Cochise County Attorney Brian McIntyre said the new tactic has come as a rude awakening to many young smugglers.

“Just turn me loose, get it over with," he said the young smugglers used to say before given the bad news, the Los Angeles Times reported. "Then, frankly, the tears start coming.”

So far, only two of the 51 juveniles charged with smuggling have decided not to accept the plea deal.

One of them is 17-year-old Mario Nieblas.

Nieblas admits that he helped smuggle two burlap bags of marijuana into the U.S. and originally accepted the plea deal, but after being assigned a lawyer he rescinded the plea and decided to fight to have his case sent to a juvenile court.

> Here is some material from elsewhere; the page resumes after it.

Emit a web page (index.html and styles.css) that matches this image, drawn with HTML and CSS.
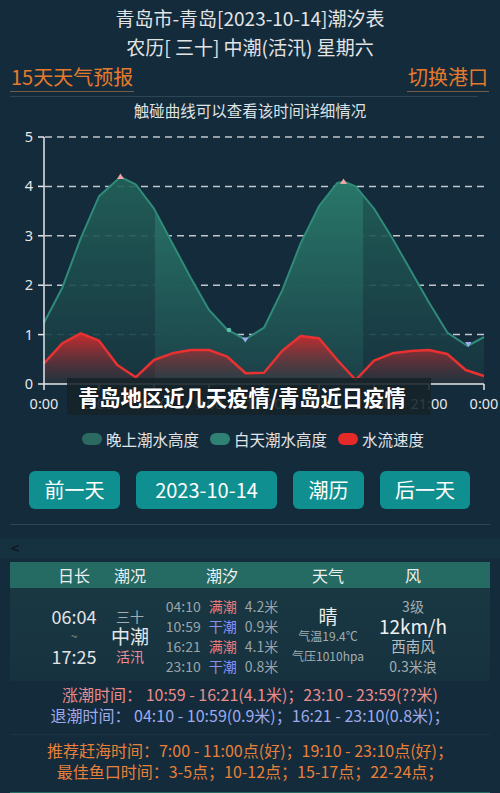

Nieblas’ lawyer Xochitl Orozco argued that his rights were violated in the initial plea.

“They are taking this boy, treating him as an adult, having him sign papers without a lawyer present when he is an underage, unsophisticated Mexican citizen," Orozco told the judge in court last Thursday.

Orozco argue that Nieblas – a middle school dropout who previously worked in a factory in Agua Prieta making $47 a week – did not understand the consequences and should have a chance to rehabilitate his life in a juvenile facility.

"When it takes an entire week just to earn $47, $400 is a much different consideration for someone whose brain is not fully developed yet," Orozco said.

While most of the juveniles charged under the new program are Mexican, some young Americans have also been involved in the program. Prosecutors charged two star players on a local high school baseball team earlier this year, which prompted angry calls from parents.

Their case is still pending and neither has entered a plea.